The Real Estate Council of British Columbia has disciplined a former manager of MAC Marketing for his role in encouraging employees to mislead the media.
The CBC's Matthew Black was the reporter they lied to in February 2013 at an open house for a condo development in downtown Vancouver.
CBC News was told two of the interested potential buyers in attendance were visiting from China and were looking to celebrate the Lunar New Year with a big purchase.
In reality the two women, who posed as sisters, were employees of Mac Marketing Solutions — the company hired to sell the condos.
After a local Vancouver blog uncovered the deception, MAC Marketing president Cameron McNeill admitted to the charade and promised a full investigation.
"We were not forthcoming to the media about their connection with MAC Marketing and we deeply regret that," McNeill said in February 2013.
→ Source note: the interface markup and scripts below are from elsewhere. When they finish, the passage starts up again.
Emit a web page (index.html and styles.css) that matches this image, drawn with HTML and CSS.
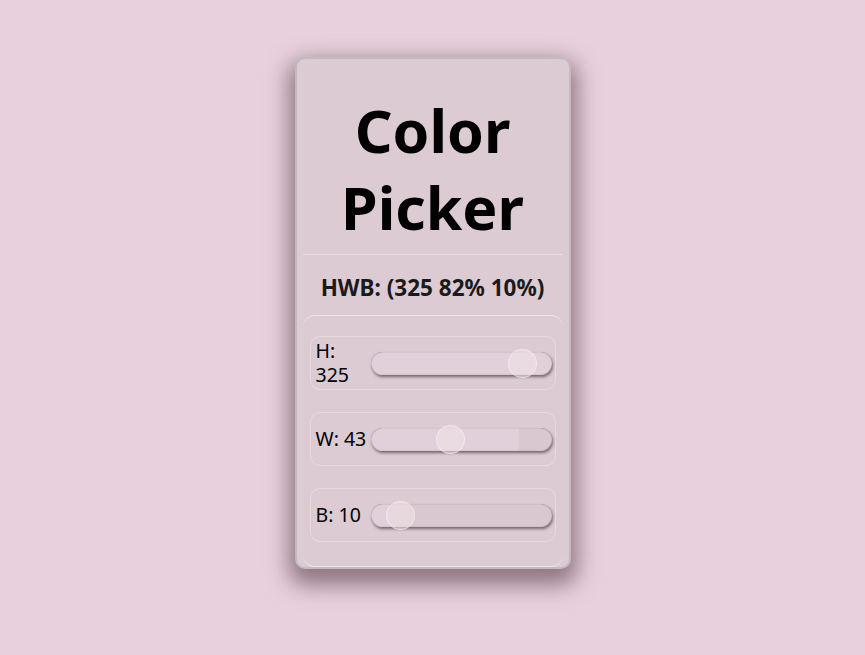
FILE: index.html
```html
<!DOCTYPE html>
<html lang="en">
<head>
    <meta charset="UTF-8">
    <meta name="viewport" content="width=device-width, initial-scale=1.0">
    <title>Color Picker</title>
    <link rel="stylesheet" href="styles.css">
</head>
<body>
    <main class="picker">
        <h1 class="picker-title">Color Picker</h1>
        <p class="picker-value">HWB: (325 82% 10%)</p>
        <section class="sliders">
            <label class="slider-row">
                <span class="slider-label">H: 325</span>
                <input class="slider" type="range" min="0" max="360" value="325" style="--fill: 100%">
            </label>
            <label class="slider-row">
                <span class="slider-label">W: 43</span>
                <input class="slider" type="range" min="0" max="100" value="43" style="--fill: 82%">
            </label>
            <label class="slider-row">
                <span class="slider-label">B: 10</span>
                <input class="slider" type="range" min="0" max="100" value="10" style="--fill: 10%">
            </label>
        </section>
    </main>
</body>
</html>
```

FILE: styles.css
```css
html {
    background: #e8d1dd;
}
body {
    font-family: 'Noto Sans', 'Open Sans', sans-serif;
    margin: 0;
    padding: 57px 0 90px;
    min-height: 100vh;
    box-sizing: border-box;
    background: #e8d1dd;
    color: #000;
}
.picker {
    width: 260px;
    margin: 0 auto;
    padding: 0 6px;
    background: #dccbd3;
    border: 2px solid #c6b8bf;
    border-radius: 10px;
    box-shadow: 0 10px 22px 6px rgba(70, 40, 55, 0.55);
}
.picker-title {
    margin: 0;
    padding: 33px 0 8px;
    font-size: 59px;
    line-height: 77px;
    font-weight: 700;
    text-align: center;
    border-bottom: 1px solid rgba(255, 255, 255, 0.35);
}
.picker-value {
    margin: 0;
    padding: 19px 0 13px;
    font-size: 22.5px;
    line-height: 28px;
    font-weight: 700;
    text-align: center;
    color: #1a1a1a;
}
.sliders {
    display: flex;
    flex-direction: column;
    gap: 22px;
    padding: 20px 7px 24px;
    border-top: 1px solid rgba(255, 255, 255, 0.55);
    border-bottom: 1px solid rgba(255, 255, 255, 0.55);
    border-radius: 12px;
}
.slider-row {
    display: flex;
    align-items: center;
    height: 52px;
    padding: 0 3px 0 5px;
    border: 1px solid rgba(255, 255, 255, 0.3);
    border-radius: 10px;
}
.slider-label {
    width: 55px;
    flex: none;
    font-size: 19.5px;
    line-height: 24px;
}
.slider {
    -webkit-appearance: none;
    appearance: none;
    flex: 1;
    min-width: 0;
    height: 23px;
    margin: 0;
    border-radius: 12px;
    background: linear-gradient(90deg, #e1cfd9 var(--fill), #d9c8d0 var(--fill));
    box-shadow: 1px 2px 3px rgba(40, 20, 30, 0.55), inset 0 0 1px rgba(40, 20, 30, 0.6);
    outline: none;
}
.slider::-webkit-slider-thumb {
    -webkit-appearance: none;
    width: 29px;
    height: 29px;
    border-radius: 50%;
    background: rgba(240, 230, 232, 0.55);
    border: 1px solid rgba(255, 255, 255, 0.35);
    cursor: pointer;
}
```
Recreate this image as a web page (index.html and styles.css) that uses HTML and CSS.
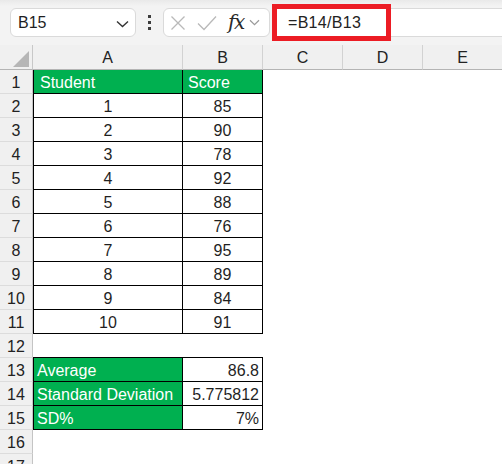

This week, the Real Estate Council of B.C. released its ruling against Nicolas Hans Jensen, who worked for Onni Realty Inc. while licensed with MAC Marketing.
In the agreed statement of facts, Jensen admits to telling the two brokerage employees to act like customers. While he claims he never told them to lie, he also said he didn't intervene to stop them talking to reporters on camera.
Jensen resigned from the company days after the story aired and the deception was uncovered. With the REBC order, he now also faces a $1,250 fine, and a two-week licence suspension. He was also ordered to complete a remedial education course.
McNeill was out of town when CBC News tried to reach him after the decision was released, but he issued a written statement.
"This incident was a difficult learning experience and because of it, MAC integrated a combination of revised training and corporate governance measures so everyone on our staff clearly understands and adheres to our high standards," McNeill said.
Jensen, who is now working with another realty company in Vancouver, did not respond to requests for comment this weekend. His 14-day licence suspension begins next month.
Andrey Pavlov, a professor of finance at Simon Fraser University's Beedie School of Business, says the REBC's disciplinary action may not be enough of a deterrent to others, and that future claims condo selling success stories will continue to be viewed with skepticism.
"This is really a licence, or almost encouragement to do more because the downside is so little," Pavlov said.